I’m talking, of course, about the terrible tyranny of the Canadian Goose. A little history:
Our ancestors domesticated Canadian Geese in ancient times and used these waterfowl for various acts of labor, including pulling tugboats down the Mississippi, plowing the great Canadian rice paddies, and keeping our elderly company during their final days of life. The young goslings flapped gingerly in the meadows pollinating the wildflowers, apple trees, and various other meadow-related objects. Much to our delight, some of our beloved geese bretheren became sentient, and started selling us medical insurance while performing a spot-on Gilbert Gottfried impression.
False. I must apologize for fooling you in this way sweet, sweet reader, but everything you read in the last paragraph was neither true nor fact. In reality, Canadian Geese serve no purpose. Canadian Geese were created accidentally during the Manhatten Project while one of the lab techs from the local university was trying to combine nuclear fission and the bubonic plague to get back at his ex-girlfriend for cheating on him. He quickly became bored of this task when she stopped responding to his texts, and thusly tossed the waste from his experiments in the river. The rest, of course, is history.
Now here we are. There are well over 3 million Canadian Geese nationwide, which is decidedly more than anyone finds pleasant. These geese are no longer afraid of humans, so they tend not to run away from us. In fact, we have spoiled the birds so much that some geese will actually approach humans demanding a bite of stale bread. If no bread gift is offered, the foul fowl will emit a frightening hissing noise, raise its wings, and chase off the poor human. Any sidewalk near a pond quickly becomes covered in goose byproducts during the breeding season, which might as well be year-round. I, for one, think that the geese have gone too far. They ruin our picnics, our walks in the park, our egg-stealing competitions, and our feather-collecting scavenger hunts. It’s time for the final showdown: Man versus Goose.
Time to tie in the beginning and the parts where I raved like a lunatic: We hunt the geese, and we feed them to people. ‘Nuff said.
People already hunt geese, of course, but it’s clearly not enough. Not to mention that these hunters currently just leave the gooseflesh in the woods where lower animals reap the rewards. I propose we extend goose season year-round, and provide free boxes to encourage hunters to package the gooseflesh and send it to the needy in other countries. We’ll poison our waterways to take out as many geese as possible, and we will make a wondrous soup for whomever needs it.

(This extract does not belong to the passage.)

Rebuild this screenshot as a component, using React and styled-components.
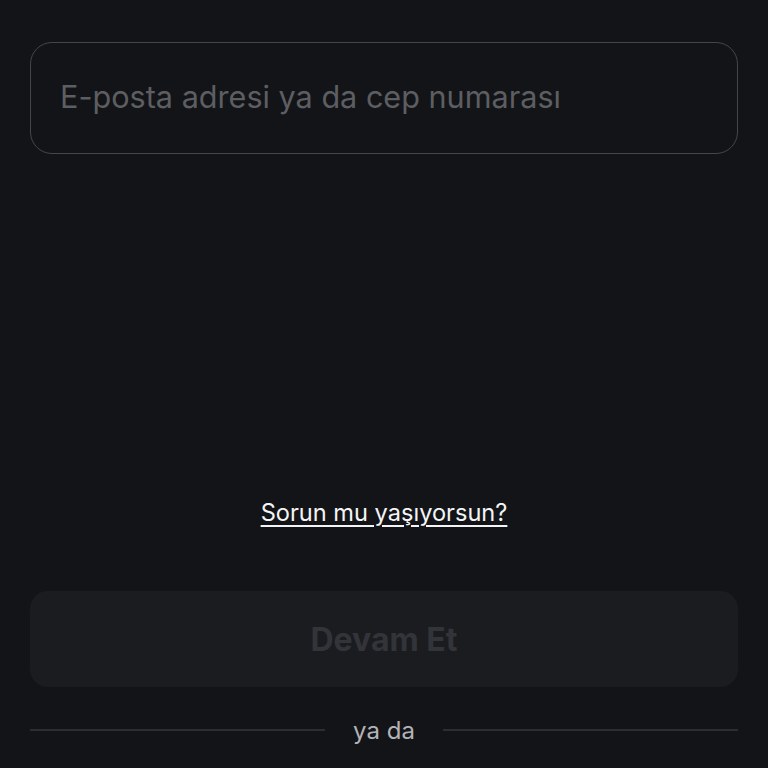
import styled, { createGlobalStyle } from 'styled-components'

const GlobalStyle = createGlobalStyle`
  html, body {
    margin: 0;
    padding: 0;
    background: #131418;
  }
  body {
    font-family: Inter, "Noto Sans", sans-serif;
  }
`

const Page = styled.div`
  display: flex;
  flex-direction: column;
  padding: 42px 30px 0;
  min-height: 768px;
  box-sizing: border-box;
`

const Field = styled.input`
  box-sizing: border-box;
  width: 100%;
  height: 112px;
  padding: 0 29px 4px;
  background: transparent;
  border: 1.5px solid #45464b;
  border-radius: 22px;
  color: #e6e6e9;
  font-family: inherit;
  font-size: 30.6px;
  font-weight: 400;
  outline: none;

  &::placeholder {
    color: #5d5e62;
  }
`

const HelpLink = styled.a`
  align-self: center;
  margin-top: 344px;
  line-height: 30px;
  font-size: 23.6px;
  color: #f4f4f6;
  text-decoration: underline;
  text-underline-offset: 4px;
  text-decoration-thickness: 1.5px;
`

const Button = styled.button`
  margin-top: 63px;
  height: 96px;
  border: none;
  border-radius: 18px;
  background: #1b1c20;
  color: #333439;
  font-family: inherit;
  font-size: 32px;
  font-weight: 700;
`

const Divider = styled.div`
  display: flex;
  align-items: center;
  gap: 28px;
  margin-top: 28px;
  height: 30px;
  color: #b3b3b7;
  font-size: 24px;

  &::before,
  &::after {
    content: '';
    flex: 1;
    height: 1.5px;
    background: #2d2e33;
  }
`

export default function App() {
  return (
    <>
      <GlobalStyle />
      <Page>
        <Field placeholder="E-posta adresi ya da cep numarası" />
        <HelpLink href="#">Sorun mu yaşıyorsun?</HelpLink>
        <Button disabled>Devam Et</Button>
        <Divider>ya da</Divider>
      </Page>
    </>
  )
}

It’s still possible to feed the hungry. But we need to focus in order to do it. Man versus Goose is not the solution. It’s a demonstration of getting distracted from the original cause. The next time someone tries to get you riled up about feeding the hungry through some crazy scheme, remember that there’s no better way than addressing the problem directly. It’s still possible to do good in this world if you can avoid the crazy.